Desde hace un tiempo, sin embargo, se vislumbran nubes muy negras en el ecosistema judicial. Seamos claros a las/los fiscales no nos preocupa que en un asunto concreto el tribunal no asuma nuestro criterio, ni tampoco nos alarma el hecho de que en un asunto con trascendencia mediática el dictamen del fiscal sea criticado por los medios de comunicación. Cuestión distinta es, sin embargo, que como forma de presionar y castigar a un fiscal por su actuación en un caso concreto, se haga escarnio de su apariencia física, se dude públicamente de su solvencia profesional aunque venga acreditada con una trayectoria incuestionable, o, incluso, se insinúe sin ambages y sin contar con base alguna que ese fiscal sirve a oscuros intereses políticos.

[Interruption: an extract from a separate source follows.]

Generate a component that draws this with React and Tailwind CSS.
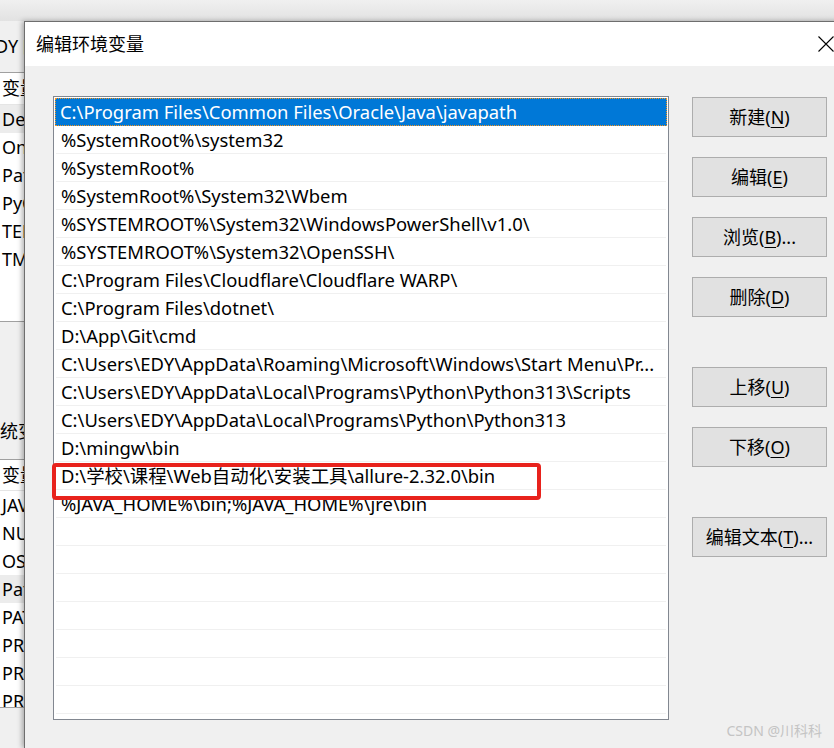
const paths = [
  "C:\\Program Files\\Common Files\\Oracle\\Java\\javapath",
  "%SystemRoot%\\system32",
  "%SystemRoot%",
  "%SystemRoot%\\System32\\Wbem",
  "%SYSTEMROOT%\\System32\\WindowsPowerShell\\v1.0\\",
  "%SYSTEMROOT%\\System32\\OpenSSH\\",
  "C:\\Program Files\\Cloudflare\\Cloudflare WARP\\",
  "C:\\Program Files\\dotnet\\",
  "D:\\App\\Git\\cmd",
  "C:\\Users\\EDY\\AppData\\Roaming\\Microsoft\\Windows\\Start Menu\\Pr...",
  "C:\\Users\\EDY\\AppData\\Local\\Programs\\Python\\Python313\\Scripts",
  "C:\\Users\\EDY\\AppData\\Local\\Programs\\Python\\Python313",
  "D:\\mingw\\bin",
  "D:\\学校\\课程\\Web自动化\\安装工具\\allure-2.32.0\\bin",
  "%JAVA_HOME%\\bin;%JAVA_HOME%\\jre\\bin",
];

const userVars = ["DefaultUserProfile", "OneDrive", "Path", "PyCharm", "TEMP", "TMP"];
const sysVars = [
  "JAVA_HOME",
  "NUMBER_OF_PROCESSORS",
  "OS",
  "Path",
  "PATHEXT",
  "PROCESSOR_ARCHITECTURE",
  "PROCESSOR_IDENTIFIER",
  "PROCESSOR_LEVEL",
];

const Btn = ({ label, k, tail = "" }) => (
  <div className="w-[135px] h-[40px] bg-[#e1e1e1] border border-[#adadad] flex items-center justify-center text-[18px] text-black">
    <span>
      {label}(<span className="underline underline-offset-[3px]">{k}</span>){tail}
    </span>
  </div>
);

const BackWindow = () => (
  <div className="w-[24px] flex-none overflow-hidden flex flex-col text-[18px] text-black whitespace-nowrap">
    <div className="h-[51px] flex-none bg-[#f0f0f0] flex items-center -ml-[5px]">DY 的用户变量(U)</div>
    <div className="h-[250px] flex-none bg-white border-t border-b border-[#a0a0a0] flex flex-col">
      <div className="h-[32px] flex-none flex items-center pl-[2px] border-b border-[#e5e5e5]">变量</div>
      {userVars.map((v, i) => (
        <div
          key={v}
          className={`h-[28px] flex-none flex items-center pl-[2px] ${i === 0 ? "bg-[#ececec]" : ""}`}
        >
          {v}
        </div>
      ))}
    </div>
    <div className="h-[137px] flex-none bg-[#f0f0f0] flex items-end pb-[14px] -ml-[18px]">系统变量(S)</div>
    <div className="h-[249px] flex-none bg-white border-t border-b border-[#a0a0a0] flex flex-col overflow-hidden">
      <div className="h-[31px] flex-none flex items-center pl-[2px] border-b border-[#e5e5e5]">变量</div>
      {sysVars.map((v) => (
        <div
          key={v}
          className={`h-[28px] flex-none flex items-center pl-[2px] ${v === "Path" ? "bg-[#ececec]" : ""}`}
        >
          {v}
        </div>
      ))}
    </div>
    <div className="flex-1 bg-[#f0f0f0]" />
  </div>
);

const Dialog = () => (
  <div className="w-[830px] flex-none flex flex-col border-l border-t border-[#6e6e6e] shadow-[-2px_0_5px_rgba(0,0,0,0.3)] z-10">
    <div className="h-[44px] flex-none bg-white flex items-center pl-[11px] text-[18px] text-black">
      <span>编辑环境变量</span>
      <svg className="ml-auto mr-[20px]" width="16" height="16" viewBox="0 0 16 16">
        <path d="M0.5 0.5 L15.5 15.5 M15.5 0.5 L0.5 15.5" stroke="#000" strokeWidth="1.1" fill="none" />
      </svg>
    </div>
    <div className="flex-1 bg-[#f0f0f0] flex items-start pl-[28px] pt-[30px] gap-[23px]">
      <div className="relative w-[616px] h-[624px] flex-none border border-[#828790] bg-white p-[1px] flex flex-col">
        <div className="flex flex-col overflow-hidden h-full">
          {Array.from({ length: 22 }).map((_, i) => {
            const text = paths[i];
            if (i === 0) {
              return (
                <div
                  key={i}
                  className="h-[28px] flex-none flex items-center pl-[5px] bg-[#0078d7] text-white text-[18.4px] whitespace-nowrap outline-1 outline-dotted outline-[#f7941d] -outline-offset-1"
                >
                  {text}
                </div>
              );
            }
            return (
              <div
                key={i}
                className="h-[28px] flex-none flex items-center pl-[5px] mx-[1px] border-b border-[#f0f0f0] text-black text-[18.4px] whitespace-nowrap"
              >
                {text || ""}
              </div>
            );
          })}
        </div>
        <div className="absolute left-[-2px] top-[366px] w-[489px] h-[37px] border-[4px] border-[#e8221c] rounded-[4px] pointer-events-none" />
      </div>
      <div className="flex flex-col mt-[1px]">
        <Btn label="新建" k="N" />
        <div className="h-[20px]" />
        <Btn label="编辑" k="E" />
        <div className="h-[20px]" />
        <Btn label="浏览" k="B" tail="..." />
        <div className="h-[20px]" />
        <Btn label="删除" k="D" />
        <div className="h-[50px]" />
        <Btn label="上移" k="U" />
        <div className="h-[20px]" />
        <Btn label="下移" k="O" />
        <div className="h-[50px]" />
        <Btn label="编辑文本" k="T" tail="..." />
      </div>
    </div>
  </div>
);

export default function App() {
  return (
    <div className="relative w-[834px] h-[748px] overflow-hidden bg-[#f0f0f0] flex flex-col font-['Noto_Sans','Noto_Sans_CJK_SC',sans-serif]">
      <div className="h-[21px] flex-none bg-gradient-to-b from-[#f0f0f0] to-[#e2e2e2]" />
      <div className="flex flex-1 min-h-0">
        <BackWindow />
        <Dialog />
      </div>
      <div className="absolute right-[12px] bottom-[7px] text-[14px] text-[#c4c4c4] z-20">CSDN @川科科</div>
    </div>
  );
}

En los últimos tiempos, tres fiscales, grandes profesionales, han vivido estas experiencias que, aquí viene lo verdaderamente importante, no solo son injustas y desagradables para ellos, sino que van dirigidas a torpedear el funcionamiento de una institución fundamental para la justicia en España. Los fiscales tenemos que estar unidos para defender la autonomía que tanto esfuerzo nos ha costado conseguir y cuyas cotas queremos ampliar; solo estando unidos seremos realmente fuertes. Por último, la sociedad debe saber que las y los fiscales no servimos intereses políticos, que nuestros únicos principios son el de legalidad e imparcialidad; que la institución está dotada de un sistema de pesos y contrapesos que funciona y es eficaz; que tenemos mecanismos legales que nos permiten denunciar presiones si las hubiera y que por ende esa confianza que han depositado en nosotras/os y que percibimos no va a ser defraudada. Que el ruido y la furia no les confunda. Estamos por y para la sociedad.